# Focus or Convergence?



## Guest (Dec 7, 2009)

I picked up a Zenith Z60Z83R 60" RPTV from Freecycle last year. The previous owner was throwing it out because the picture was no good any more, but I figured I could take a crack at a repairing it, and it would make a fine addition to my garage game room.

I've read through the first 10 posts in the Convergence Guide sticky at the top of the forum. I'd have no problem ordering a few parts and doing a replace myself... however, I'm not certain if my problem is a convergence issue at all! The TV seems to have problems with overall focus: everything on screen, regardless of color, is very blurry. Some parts are somewhat more readable than others, but this may be purely psychological : )

Can anyone give me hints on how to tell the difference? I'll post pictures if it would help.


----------



## lcaillo (May 2, 2006)

It is possible that the tubes are just worn out. Post some pictures.


----------



## Guest (Dec 7, 2009)

Just went out to the garage and powered up the TV on to take some sample shots.

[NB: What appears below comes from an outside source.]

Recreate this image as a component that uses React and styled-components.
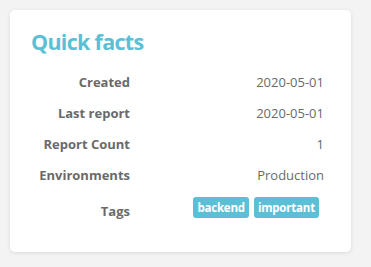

I hadn't ever turned this on before except to make sure I got power light and OSD. With the Gamecube connected (it works fine) I have a better idea of what's going on. We have...

* No green, and
* Very little blue.

I think the red is out of focus as well, but it is hard to tell with the other colors being so messed up. Sometime I'll open it up and look for crispy parts on the boards.

Attached are photos, though I don't think they are needed at this point. Taken with a tripod on still (or reasonably still) images. I did not try to move convergence around... the remote appears damaged too, I think someone spilled something on it.


----------



## Guest (Dec 7, 2009)

Just to throw in some potential solutions - this TV is part of a series of Zenith rear-projections including the Z56Z83 56" and some other smaller ones.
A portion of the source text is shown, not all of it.